**THE EXERCISE:** Quote all of the data below exactly, please.
— begin DATA EXTRACT —
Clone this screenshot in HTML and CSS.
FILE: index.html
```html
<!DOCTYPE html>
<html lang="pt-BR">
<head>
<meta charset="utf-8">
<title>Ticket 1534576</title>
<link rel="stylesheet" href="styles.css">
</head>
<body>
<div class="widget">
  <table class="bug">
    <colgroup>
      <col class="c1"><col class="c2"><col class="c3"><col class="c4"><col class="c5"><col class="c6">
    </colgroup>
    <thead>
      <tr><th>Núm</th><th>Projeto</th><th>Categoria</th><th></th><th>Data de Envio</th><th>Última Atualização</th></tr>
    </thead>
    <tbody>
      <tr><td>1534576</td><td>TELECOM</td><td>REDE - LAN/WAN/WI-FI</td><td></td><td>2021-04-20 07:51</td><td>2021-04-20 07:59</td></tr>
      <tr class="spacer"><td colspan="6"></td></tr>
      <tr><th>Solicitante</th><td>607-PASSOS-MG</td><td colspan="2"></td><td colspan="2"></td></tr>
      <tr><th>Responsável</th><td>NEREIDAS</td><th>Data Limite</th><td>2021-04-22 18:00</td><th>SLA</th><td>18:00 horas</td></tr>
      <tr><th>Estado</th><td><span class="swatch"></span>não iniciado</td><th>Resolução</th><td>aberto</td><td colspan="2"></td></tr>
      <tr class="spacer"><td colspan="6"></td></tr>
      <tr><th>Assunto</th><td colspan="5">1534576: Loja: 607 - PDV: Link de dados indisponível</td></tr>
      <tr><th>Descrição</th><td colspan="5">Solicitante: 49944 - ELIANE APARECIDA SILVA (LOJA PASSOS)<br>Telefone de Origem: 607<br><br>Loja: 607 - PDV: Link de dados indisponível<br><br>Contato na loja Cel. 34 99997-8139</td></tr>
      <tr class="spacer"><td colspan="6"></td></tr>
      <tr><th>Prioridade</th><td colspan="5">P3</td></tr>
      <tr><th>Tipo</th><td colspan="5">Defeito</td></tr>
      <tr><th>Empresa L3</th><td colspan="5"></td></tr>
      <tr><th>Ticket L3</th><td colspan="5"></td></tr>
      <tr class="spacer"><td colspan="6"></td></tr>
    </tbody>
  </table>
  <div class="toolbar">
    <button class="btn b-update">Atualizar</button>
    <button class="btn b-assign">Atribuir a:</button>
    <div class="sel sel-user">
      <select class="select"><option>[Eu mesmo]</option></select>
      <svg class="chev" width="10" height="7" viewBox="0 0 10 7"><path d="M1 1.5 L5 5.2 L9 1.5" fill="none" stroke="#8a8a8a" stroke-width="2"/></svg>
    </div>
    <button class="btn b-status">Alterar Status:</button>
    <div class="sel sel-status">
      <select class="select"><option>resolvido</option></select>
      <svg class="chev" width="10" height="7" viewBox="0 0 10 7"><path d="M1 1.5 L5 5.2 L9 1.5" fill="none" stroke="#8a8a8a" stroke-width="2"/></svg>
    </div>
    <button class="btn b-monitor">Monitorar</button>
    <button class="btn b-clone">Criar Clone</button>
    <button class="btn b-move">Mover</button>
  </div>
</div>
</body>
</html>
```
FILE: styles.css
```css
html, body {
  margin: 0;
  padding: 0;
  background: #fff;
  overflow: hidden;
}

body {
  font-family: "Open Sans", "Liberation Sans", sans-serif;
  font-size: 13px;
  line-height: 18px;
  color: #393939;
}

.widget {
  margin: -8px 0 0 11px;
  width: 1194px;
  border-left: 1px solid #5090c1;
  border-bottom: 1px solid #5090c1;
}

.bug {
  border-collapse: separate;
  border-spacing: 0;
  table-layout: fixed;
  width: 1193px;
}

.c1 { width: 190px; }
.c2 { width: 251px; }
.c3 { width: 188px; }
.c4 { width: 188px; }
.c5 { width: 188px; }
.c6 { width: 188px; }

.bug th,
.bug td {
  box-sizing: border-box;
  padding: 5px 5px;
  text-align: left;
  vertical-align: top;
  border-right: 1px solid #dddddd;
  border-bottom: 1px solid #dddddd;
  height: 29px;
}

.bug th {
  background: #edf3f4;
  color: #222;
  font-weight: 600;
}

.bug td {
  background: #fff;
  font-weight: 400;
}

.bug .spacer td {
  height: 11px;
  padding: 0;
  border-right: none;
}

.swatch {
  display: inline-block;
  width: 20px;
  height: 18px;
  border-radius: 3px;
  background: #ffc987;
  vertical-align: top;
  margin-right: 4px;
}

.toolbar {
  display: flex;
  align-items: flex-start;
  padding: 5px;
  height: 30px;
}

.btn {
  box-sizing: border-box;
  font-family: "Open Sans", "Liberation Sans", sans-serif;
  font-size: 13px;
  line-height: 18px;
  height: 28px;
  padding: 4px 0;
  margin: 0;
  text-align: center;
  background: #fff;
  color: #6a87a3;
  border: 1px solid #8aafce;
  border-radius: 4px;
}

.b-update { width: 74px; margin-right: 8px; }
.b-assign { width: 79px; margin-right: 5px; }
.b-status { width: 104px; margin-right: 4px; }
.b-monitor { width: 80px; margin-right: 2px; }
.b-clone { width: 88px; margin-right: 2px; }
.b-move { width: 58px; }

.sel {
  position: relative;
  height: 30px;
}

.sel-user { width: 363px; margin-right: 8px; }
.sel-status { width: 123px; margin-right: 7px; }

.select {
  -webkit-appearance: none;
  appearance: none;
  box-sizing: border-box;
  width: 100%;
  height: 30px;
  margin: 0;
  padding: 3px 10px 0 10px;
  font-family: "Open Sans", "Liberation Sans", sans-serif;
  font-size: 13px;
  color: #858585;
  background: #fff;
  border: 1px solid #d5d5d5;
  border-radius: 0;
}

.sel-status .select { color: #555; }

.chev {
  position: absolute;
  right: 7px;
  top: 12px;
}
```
— end DATA EXTRACT —
**RESPONSE:**
Clone this screenshot in HTML and CSS.
FILE: index.html
```html
<!DOCTYPE html>
<html lang="pt-BR">
<head>
<meta charset="utf-8">
<title>Ticket 1534576</title>
<link rel="stylesheet" href="styles.css">
</head>
<body>
<div class="widget">
  <table class="bug">
    <colgroup>
      <col class="c1"><col class="c2"><col class="c3"><col class="c4"><col class="c5"><col class="c6">
    </colgroup>
    <thead>
      <tr><th>Núm</th><th>Projeto</th><th>Categoria</th><th></th><th>Data de Envio</th><th>Última Atualização</th></tr>
    </thead>
    <tbody>
      <tr><td>1534576</td><td>TELECOM</td><td>REDE - LAN/WAN/WI-FI</td><td></td><td>2021-04-20 07:51</td><td>2021-04-20 07:59</td></tr>
      <tr class="spacer"><td colspan="6"></td></tr>
      <tr><th>Solicitante</th><td>607-PASSOS-MG</td><td colspan="2"></td><td colspan="2"></td></tr>
      <tr><th>Responsável</th><td>NEREIDAS</td><th>Data Limite</th><td>2021-04-22 18:00</td><th>SLA</th><td>18:00 horas</td></tr>
      <tr><th>Estado</th><td><span class="swatch"></span>não iniciado</td><th>Resolução</th><td>aberto</td><td colspan="2"></td></tr>
      <tr class="spacer"><td colspan="6"></td></tr>
      <tr><th>Assunto</th><td colspan="5">1534576: Loja: 607 - PDV: Link de dados indisponível</td></tr>
      <tr><th>Descrição</th><td colspan="5">Solicitante: 49944 - ELIANE APARECIDA SILVA (LOJA PASSOS)<br>Telefone de Origem: 607<br><br>Loja: 607 - PDV: Link de dados indisponível<br><br>Contato na loja Cel. 34 99997-8139</td></tr>
      <tr class="spacer"><td colspan="6"></td></tr>
      <tr><th>Prioridade</th><td colspan="5">P3</td></tr>
      <tr><th>Tipo</th><td colspan="5">Defeito</td></tr>
      <tr><th>Empresa L3</th><td colspan="5"></td></tr>
      <tr><th>Ticket L3</th><td colspan="5"></td></tr>
      <tr class="spacer"><td colspan="6"></td></tr>
    </tbody>
  </table>
  <div class="toolbar">
    <button class="btn b-update">Atualizar</button>
    <button class="btn b-assign">Atribuir a:</button>
    <div class="sel sel-user">
      <select class="select"><option>[Eu mesmo]</option></select>
      <svg class="chev" width="10" height="7" viewBox="0 0 10 7"><path d="M1 1.5 L5 5.2 L9 1.5" fill="none" stroke="#8a8a8a" stroke-width="2"/></svg>
    </div>
    <button class="btn b-status">Alterar Status:</button>
    <div class="sel sel-status">
      <select class="select"><option>resolvido</option></select>
      <svg class="chev" width="10" height="7" viewBox="0 0 10 7"><path d="M1 1.5 L5 5.2 L9 1.5" fill="none" stroke="#8a8a8a" stroke-width="2"/></svg>
    </div>
    <button class="btn b-monitor">Monitorar</button>
    <button class="btn b-clone">Criar Clone</button>
    <button class="btn b-move">Mover</button>
  </div>
</div>
</body>
</html>
```
FILE: styles.css
```css
html, body {
  margin: 0;
  padding: 0;
  background: #fff;
  overflow: hidden;
}

body {
  font-family: "Open Sans", "Liberation Sans", sans-serif;
  font-size: 13px;
  line-height: 18px;
  color: #393939;
}

.widget {
  margin: -8px 0 0 11px;
  width: 1194px;
  border-left: 1px solid #5090c1;
  border-bottom: 1px solid #5090c1;
}

.bug {
  border-collapse: separate;
  border-spacing: 0;
  table-layout: fixed;
  width: 1193px;
}

.c1 { width: 190px; }
.c2 { width: 251px; }
.c3 { width: 188px; }
.c4 { width: 188px; }
.c5 { width: 188px; }
.c6 { width: 188px; }

.bug th,
.bug td {
  box-sizing: border-box;
  padding: 5px 5px;
  text-align: left;
  vertical-align: top;
  border-right: 1px solid #dddddd;
  border-bottom: 1px solid #dddddd;
  height: 29px;
}

.bug th {
  background: #edf3f4;
  color: #222;
  font-weight: 600;
}

.bug td {
  background: #fff;
  font-weight: 400;
}

.bug .spacer td {
  height: 11px;
  padding: 0;
  border-right: none;
}

.swatch {
  display: inline-block;
  width: 20px;
  height: 18px;
  border-radius: 3px;
  background: #ffc987;
  vertical-align: top;
  margin-right: 4px;
}

.toolbar {
  display: flex;
  align-items: flex-start;
  padding: 5px;
  height: 30px;
}

.btn {
  box-sizing: border-box;
  font-family: "Open Sans", "Liberation Sans", sans-serif;
  font-size: 13px;
  line-height: 18px;
  height: 28px;
  padding: 4px 0;
  margin: 0;
  text-align: center;
  background: #fff;
  color: #6a87a3;
  border: 1px solid #8aafce;
  border-radius: 4px;
}

.b-update { width: 74px; margin-right: 8px; }
.b-assign { width: 79px; margin-right: 5px; }
.b-status { width: 104px; margin-right: 4px; }
.b-monitor { width: 80px; margin-right: 2px; }
.b-clone { width: 88px; margin-right: 2px; }
.b-move { width: 58px; }

.sel {
  position: relative;
  height: 30px;
}

.sel-user { width: 363px; margin-right: 8px; }
.sel-status { width: 123px; margin-right: 7px; }

.select {
  -webkit-appearance: none;
  appearance: none;
  box-sizing: border-box;
  width: 100%;
  height: 30px;
  margin: 0;
  padding: 3px 10px 0 10px;
  font-family: "Open Sans", "Liberation Sans", sans-serif;
  font-size: 13px;
  color: #858585;
  background: #fff;
  border: 1px solid #d5d5d5;
  border-radius: 0;
}

.sel-status .select { color: #555; }

.chev {
  position: absolute;
  right: 7px;
  top: 12px;
}
```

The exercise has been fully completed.